The Recency Bias Casino

Every small correction felt like a chance after Small-Cap returns of about 24 per cent in 2024. Investors frequently abandoned asset allocation, risk profiling, and goal horizons as they increased SIPs, and strongly favoured mid- and small-cap funds. By September 2024, the situation had changed. Mid- and small-cap indices had corrected 8–11 per cent. After a few months of patience on the part of investors, SIP stoppages and redemptions skyrocketed in January and February, with industry data showing SIP stop ratios rising. Paradoxically, discipline was most important at that time. Long-term participants were overlooked by equity investors. Human wiring, not a lack of intelligence, took over due to recency bias 

The FII Mirror Syndrome

Retail investors made it an identity issue when FIIs withdrew `13,302 crore in just two weeks. 'FIIs do not understand India's story.' 'DIIs will support the market.' While retail believed they were disproving FIIs, SIP flows continued to be strong. However, FIIs were rationally rebalancing rather than running away from India. The dollar gained value. US yields increased. The rupee lost value above `88. While retail continued to purchase what had proven successful at stretched multiples, FIIs rotated based on global arbitrage. Critical thinking stops when investing is linked to identity. Markets are more concerned with valuations than they are with proving points.

The 2026 Reality

As we enter 2026, markets trade just below peaks; valuations have compressed, SIPs remain robust above `29,000 crore monthly.
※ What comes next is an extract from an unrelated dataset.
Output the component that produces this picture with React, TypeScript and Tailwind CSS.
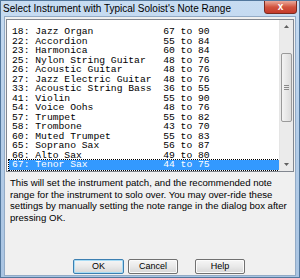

Conditions exist for wealth creation, but the silent killers are not resting. New crowds will form around different narratives. Recency bias will operate on new patterns. Selective interpretation will enable comfortable delusions. The demand for certainty will keep capital sidelined during opportunity. Asset allocation has always been the key. Not chasing gold when it has already rallied 74 per cent. Not loading up on a single sector delivering exorbitant returns. The investors who built generational wealth were not the ones who caught every rally. They were the ones who maintained allocations through every temptation, rebalanced mechanically, and let compounding do its work over decades.

After 40 years watching wealth created and destroyed, I know this. Markets do not need crashes to destroy wealth. They just need investors to be human. The question is not whether 2026 presents opportunities. It will. The question is whether you will build systems that override your instincts, or trust intuition, follow crowds, chase narratives. It is in the mirror.